I wanted to write something about the joy of being back on the water, about sea kayaking, and my recent trips these last two weeks. But when I looked at my notebooks, I found a different story, the story of the last four months. This year began, in sea kayaking terms, with a lot of optimism, including the beginning of my Llŷn adventure to follow up on my just completed circumnavigation of Anglesey. And so there was a lot to look forward to, I thought.
But here are my notes of what came next, which at least starts well.
11 March 2020 – Just back from Anglesey for three days kayaking – enjoyed some moving water in the Menai Straits, a biblical hail storm on the north coast (and the joy of being on the water in a kayak during that), and a day with Geth learning how to perform a self-rescue using a paddle float.
So I have experienced a range of emotions from being at the edge of my comfort zone (moving water), to exciting and ‘I am alive!’ (the hail storm), plus the frisson of achievement at learning a new skill (the self-rescue).
I return to Liverpool and I am full of drive and motivation for my kayaking goals for this year – a new drysuit, a helmet, a course learning to roll a kayak in the sea while staying in it, difficult but essential, some trips to the Llŷn for my next circumnavigation, and I am excited.
26 March 2020 – Lockdown and the shock of going to the supermarket where there is an organised queue. I feel my personal freedom has – almost instantly – been removed. I am shocked, and then distressed at the large gaps on the shelves. I am afraid.
27 March 2020 – An author in Rome, Francesca Melandri, describes what to expect based on her experiences of lockdown.
You will be told that society is united in a communal effort, that you are all in the same boat. It will be true. This experience will change for good how you perceive yourself as an individual part of a larger whole. That boat in which you’ll be sailing in order to defeat the epidemic will not look the same to everyone nor is it actually the same for everyone: it never was. You will ask yourselves if this is how societies collapse. You will be afraid.Guardian, 27 March 2020
28 March 2020 – I’m working with funeral director David Barrington, President of the National Association of Funeral Directors, he took this photograph at West Lancashire crematorium today.
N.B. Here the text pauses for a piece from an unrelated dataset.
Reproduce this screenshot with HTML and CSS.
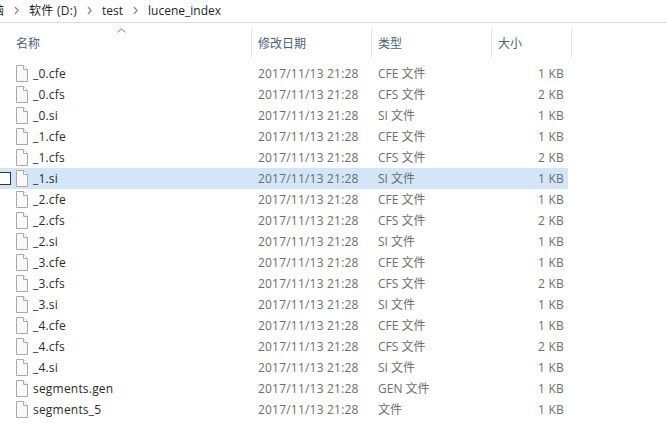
FILE: index.html
```html
<!DOCTYPE html>
<html lang="zh">
<head>
<meta charset="utf-8">
<title>lucene_index</title>
<link rel="stylesheet" href="styles.css">
</head>
<body>
<svg width="0" height="0" class="defs"><defs>
<symbol id="file" viewBox="0 0 13 17"><path d="M1.5 .5H8.5L12.5 4.5V16.5H1.5Z" fill="#f9f9f9" stroke="#a9a9a9"/><path d="M8.5 .5V4.5H12.5" fill="#fff" stroke="#a9a9a9"/></symbol>
<symbol id="sep" viewBox="0 0 5 9"><path d="M1 1 4.2 4.5 1 8" fill="none" stroke="#8a8a8a" stroke-width="1.3"/></symbol>
</defs></svg>
<nav class="crumbs">
<span class="cut">脑</span><svg class="sep"><use href="#sep"/></svg><span class="drive">软件 (D:)</span><svg class="sep"><use href="#sep"/></svg><span>test</span><svg class="sep"><use href="#sep"/></svg><span>lucene_index</span>
</nav>
<section class="list">
<header class="head">
<div class="col name"><span class="chev"><svg width="9" height="5" viewBox="0 0 9 5"><path d="M.5 4.5 4.5 .8 8.5 4.5" fill="none" stroke="#777"/></svg></span>名称</div>
<div class="col date">修改日期</div>
<div class="col type">类型</div>
<div class="col size">大小</div>
</header>
<div class="rows">
<div class="row"><span class="name"><svg class="ico"><use href="#file"/></svg>_0.cfe</span><span class="date">2017/11/13 21:28</span><span class="type">CFE 文件</span><span class="size">1 KB</span></div>
<div class="row"><span class="name"><svg class="ico"><use href="#file"/></svg>_0.cfs</span><span class="date">2017/11/13 21:28</span><span class="type">CFS 文件</span><span class="size">2 KB</span></div>
<div class="row"><span class="name"><svg class="ico"><use href="#file"/></svg>_0.si</span><span class="date">2017/11/13 21:28</span><span class="type">SI 文件</span><span class="size">1 KB</span></div>
<div class="row"><span class="name"><svg class="ico"><use href="#file"/></svg>_1.cfe</span><span class="date">2017/11/13 21:28</span><span class="type">CFE 文件</span><span class="size">1 KB</span></div>
<div class="row"><span class="name"><svg class="ico"><use href="#file"/></svg>_1.cfs</span><span class="date">2017/11/13 21:28</span><span class="type">CFS 文件</span><span class="size">2 KB</span></div>
<div class="row selected"><i class="check"></i><span class="name"><svg class="ico"><use href="#file"/></svg>_1.si</span><span class="date">2017/11/13 21:28</span><span class="type">SI 文件</span><span class="size">1 KB</span></div>
<div class="row"><span class="name"><svg class="ico"><use href="#file"/></svg>_2.cfe</span><span class="date">2017/11/13 21:28</span><span class="type">CFE 文件</span><span class="size">1 KB</span></div>
<div class="row"><span class="name"><svg class="ico"><use href="#file"/></svg>_2.cfs</span><span class="date">2017/11/13 21:28</span><span class="type">CFS 文件</span><span class="size">2 KB</span></div>
<div class="row"><span class="name"><svg class="ico"><use href="#file"/></svg>_2.si</span><span class="date">2017/11/13 21:28</span><span class="type">SI 文件</span><span class="size">1 KB</span></div>
<div class="row"><span class="name"><svg class="ico"><use href="#file"/></svg>_3.cfe</span><span class="date">2017/11/13 21:28</span><span class="type">CFE 文件</span><span class="size">1 KB</span></div>
<div class="row"><span class="name"><svg class="ico"><use href="#file"/></svg>_3.cfs</span><span class="date">2017/11/13 21:28</span><span class="type">CFS 文件</span><span class="size">2 KB</span></div>
<div class="row"><span class="name"><svg class="ico"><use href="#file"/></svg>_3.si</span><span class="date">2017/11/13 21:28</span><span class="type">SI 文件</span><span class="size">1 KB</span></div>
<div class="row"><span class="name"><svg class="ico"><use href="#file"/></svg>_4.cfe</span><span class="date">2017/11/13 21:28</span><span class="type">CFE 文件</span><span class="size">1 KB</span></div>
<div class="row"><span class="name"><svg class="ico"><use href="#file"/></svg>_4.cfs</span><span class="date">2017/11/13 21:28</span><span class="type">CFS 文件</span><span class="size">2 KB</span></div>
<div class="row"><span class="name"><svg class="ico"><use href="#file"/></svg>_4.si</span><span class="date">2017/11/13 21:28</span><span class="type">SI 文件</span><span class="size">1 KB</span></div>
<div class="row"><span class="name"><svg class="ico"><use href="#file"/></svg>segments.gen</span><span class="date">2017/11/13 21:28</span><span class="type">GEN 文件</span><span class="size">1 KB</span></div>
<div class="row"><span class="name"><svg class="ico"><use href="#file"/></svg>segments_5</span><span class="date">2017/11/13 21:28</span><span class="type">文件</span><span class="size">1 KB</span></div>
</div>
</section>
</body>
</html>
```
FILE: styles.css
```css
* { box-sizing: border-box; }
html, body { margin: 0; height: 100%; overflow: hidden; background: #fff; }
body { font: 12px/15px "Open Sans", "Noto Sans CJK SC", sans-serif; color: #222; width: 667px; }
.defs { display: block; height: 0; }
.crumbs { height: 23px; display: flex; align-items: center; gap: 10px; padding: 0 0 1px 0; border-bottom: 1px solid #d9d9d9; font-size: 12px; color: #1f1f1f; }
.cut { width: 4px; overflow: hidden; white-space: nowrap; direction: rtl; }
.drive { letter-spacing: .28px; }
.sep { width: 5px; height: 9px; }
.head { display: flex; height: 29px; margin-top: 6px; font-size: 12px; color: #4c607a; }
.col { position: relative; display: flex; align-items: center; height: 29px; padding-left: 6px; border-right: 1px solid #e3e5e7; }
.head .name { width: 252px; padding-left: 16px; }
.head .date { width: 120px; }
.head .type { width: 120px; }
.head .size { width: 80px; }
.chev { position: absolute; left: 117px; top: -1px; line-height: 0; }
.rows { margin-top: 5px; width: 568px; }
.row { position: relative; display: flex; align-items: center; height: 21px; color: #6d6d6d; letter-spacing: .2px; }
.row .name { width: 252px; display: flex; align-items: center; color: #2a2a2a; padding-left: 15px; }
.row .date { width: 120px; padding-left: 6px; }
.row .type { width: 120px; padding-left: 6px; letter-spacing: 0; }
.row .size { width: 72px; text-align: right; }
.ico { width: 13px; height: 17px; margin-right: 5px; }
.selected { background: #d3e6f8; }
.check { position: absolute; left: -2px; top: 4px; width: 13px; height: 13px; border: 1px solid #333; background: #fff; }
```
“In my area we have been limited to ten people at a ceremony. This is to protect everyone. It’s difficult but necessary to keep everyone safe.”
His Easter message:
“Follow the advice, commit to your role and be there for the public. Because they need us and because it’s the right thing to do. It may be difficult, but that’s what we’re here for.”
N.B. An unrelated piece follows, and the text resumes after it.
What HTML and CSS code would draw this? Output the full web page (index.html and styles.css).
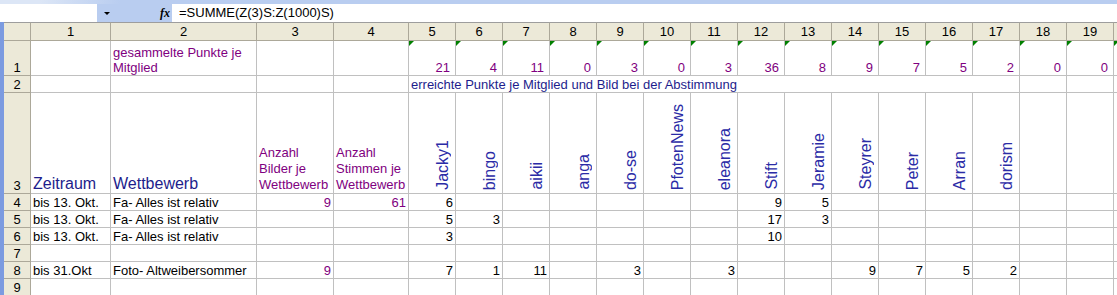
FILE: index.html
```html
<!DOCTYPE html>
<html lang="de">

<head>
    <meta charset="UTF-8">
    <meta name="viewport" content="width=device-width, initial-scale=1.0">
    <title>Punkte je Mitglied</title>
    <link rel="stylesheet" href="styles.css">
</head>

<body>
    <div class="top-strip"></div>

    <div class="formula-bar">
        <div class="name-box"></div>
        <div class="fb-tools">
            <span class="dropdown"></span>
            <span class="fx">fx</span>
        </div>
        <div class="formula">=SUMME(Z(3)S:Z(1000)S)</div>
    </div>

    <div class="sheet" id="sheet"></div>

    <script>
        const totals = [21, 4, 11, 0, 3, 0, 3, 36, 8, 9, 7, 5, 2, 0, 0];
        const names = ['Jacky1', 'bingo', 'aikii', 'anga', 'do-se', 'PfotenNews', 'eleanora',
            'Stift', 'Jeramie', 'Steyrer', 'Peter', 'Arran', 'dorism'];

        const rows = [
            { r: 4, a: 'bis 13. Okt.', b: 'Fa- Alles ist relativ', c: 9, d: 61, v: { 5: 6, 12: 9, 13: 5 } },
            { r: 5, a: 'bis 13. Okt.', b: 'Fa- Alles ist relativ', v: { 5: 5, 6: 3, 12: 17, 13: 3 } },
            { r: 6, a: 'bis 13. Okt.', b: 'Fa- Alles ist relativ', v: { 5: 3, 12: 10 } },
            { r: 7, v: {} },
            { r: 8, a: 'bis 31.Okt', b: 'Foto- Altweibersommer', c: 9, v: { 5: 7, 6: 1, 7: 11, 9: 3, 11: 3, 14: 9, 15: 7, 16: 5, 17: 2 } },
            { r: 9, v: {} }
        ];

        function cell(cls, text) {
            return `<div class="cell ${cls}">${text ?? ''}</div>`;
        }

        function rowHead(n) {
            return cell('rh', n);
        }

        // column headers (the 20th column is only a sliver at the edge)
        let html = cell('hdr corner');
        for (let c = 1; c <= 19; c++) html += cell('hdr', c);
        html += cell('hdr');

        // row 1: totals
        html += rowHead(1) + cell('') + cell('purple wrap', 'gesammelte Punkte je<br>Mitglied') + cell('') + cell('');
        totals.forEach(t => html += cell('num total purple flag', t));
        html += cell('flag');

        // row 2: merged caption
        html += rowHead(2) + cell('') + cell('') + cell('') + cell('');
        html += cell('merged navy', 'erreichte Punkte je Mitglied und Bild bei der Abstimmung');
        html += cell('') + cell('') + cell('');

        // row 3: headings + member names
        html += rowHead(3) + cell('title navy', 'Zeitraum') + cell('title navy', 'Wettbewerb');
        html += cell('purple wrap tall', 'Anzahl<br>Bilder je<br>Wettbewerb');
        html += cell('purple wrap tall', 'Anzahl<br>Stimmen je<br>Wettbewerb');
        names.forEach(n => html += cell('name', `<span>${n}</span>`));
        html += cell('') + cell('') + cell('');

        rows.forEach(row => {
            html += rowHead(row.r) + cell('', row.a) + cell('', row.b);
            html += cell('num purple', row.c) + cell('num purple', row.d);
            for (let c = 5; c <= 19; c++) html += cell('num', row.v[c]);
            html += cell('');
        });

        document.getElementById('sheet').innerHTML = html;
    </script>
</body>

</html>
```

FILE: styles.css
```css
body {
    margin: 0;
    width: 1117px;
    height: 295px;
    overflow: hidden;
    background-color: #fff;
    font-family: "Liberation Sans", Arial, sans-serif;
    font-size: 13px;
    color: #000;
}

.top-strip {
    height: 4px;
    background: linear-gradient(to right, #dce6f6 0, #dce6f6 40px, #b9cdf0 120px);
}

.formula-bar {
    display: flex;
    height: 18px;
}

.name-box {
    width: 97px;
    background-color: #fff;
}

.fb-tools {
    width: 75px;
    display: flex;
    align-items: center;
    background-color: #b9cdf0;
}

.dropdown {
    width: 0;
    height: 0;
    margin-left: 7px;
    border-left: 3px solid transparent;
    border-right: 3px solid transparent;
    border-top: 3px solid #000;
}

.fx {
    margin-left: 50px;
    font-family: "Liberation Serif", serif;
    font-style: italic;
    font-weight: bold;
    font-size: 12px;
}

.formula {
    flex: 1;
    padding-left: 7px;
    line-height: 18px;
    background-color: #fff;
}

.sheet {
    display: grid;
    grid-template-columns: 27px 80px 146px 77px 75px repeat(15, 47px) 1fr;
    grid-template-rows: 19px 35px 17px 101px repeat(6, 17px);
    border-left: 4px solid #7c9be0;
}

.cell {
    box-sizing: border-box;
    display: flex;
    align-items: flex-end;
    min-width: 0;
    padding: 0 2px;
    border-right: 1px solid #c0c0c0;
    border-bottom: 1px solid #c0c0c0;
    line-height: 15px;
    white-space: nowrap;
    overflow: hidden;
}

.hdr {
    align-items: center;
    justify-content: center;
    background-color: #ece9d8;
    border-top: 1px solid #9d9d9d;
    border-right-color: #aca899;
    border-bottom-color: #aca899;
}

.rh {
    justify-content: center;
    background-color: #ece9d8;
    border-right-color: #aca899;
    border-bottom-color: #aca899;
}

.num {
    justify-content: flex-end;
}

.total {
    padding-right: 5px;
}

.flag {
    position: relative;
}

.flag::before {
    content: "";
    position: absolute;
    top: 0;
    left: 0;
    border-top: 5px solid #008000;
    border-right: 5px solid transparent;
}

.purple {
    color: #800080;
}

.navy {
    color: #1d1d8c;
}

.wrap {
    white-space: normal;
}

.tall {
    line-height: 16px;
}

.title {
    font-size: 16px;
    line-height: 18px;
}

.merged {
    grid-column: span 13;
}

.name {
    justify-content: flex-end;
    padding: 0 3px 3px 0;
}

.name span {
    writing-mode: vertical-rl;
    transform: rotate(180deg);
    font-size: 16px;
    line-height: 18px;
    color: #2b2ba6;
}
```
19 April 2020 – It is so quiet, still. So little traffic. Driving up to the crematorium on deserted motorways, a scene from a dystopian film of the future. The spring continues – oblivious – and it is a lovely spring, divine in fact, good for gardening and perfect kayaking weather.
Me and Ronnie hunt for buttercups in the cold spring for my Identiplant horticulture course, finding enthusiasm in the task. The statistics on the news are horrifying, but they are real.
I continue working because that feels like the right thing to do. At Thornton Crematorium I discover parts of the grounds I’d never found before. I look for wildflowers there. My world is expanding, in a limited sort of way.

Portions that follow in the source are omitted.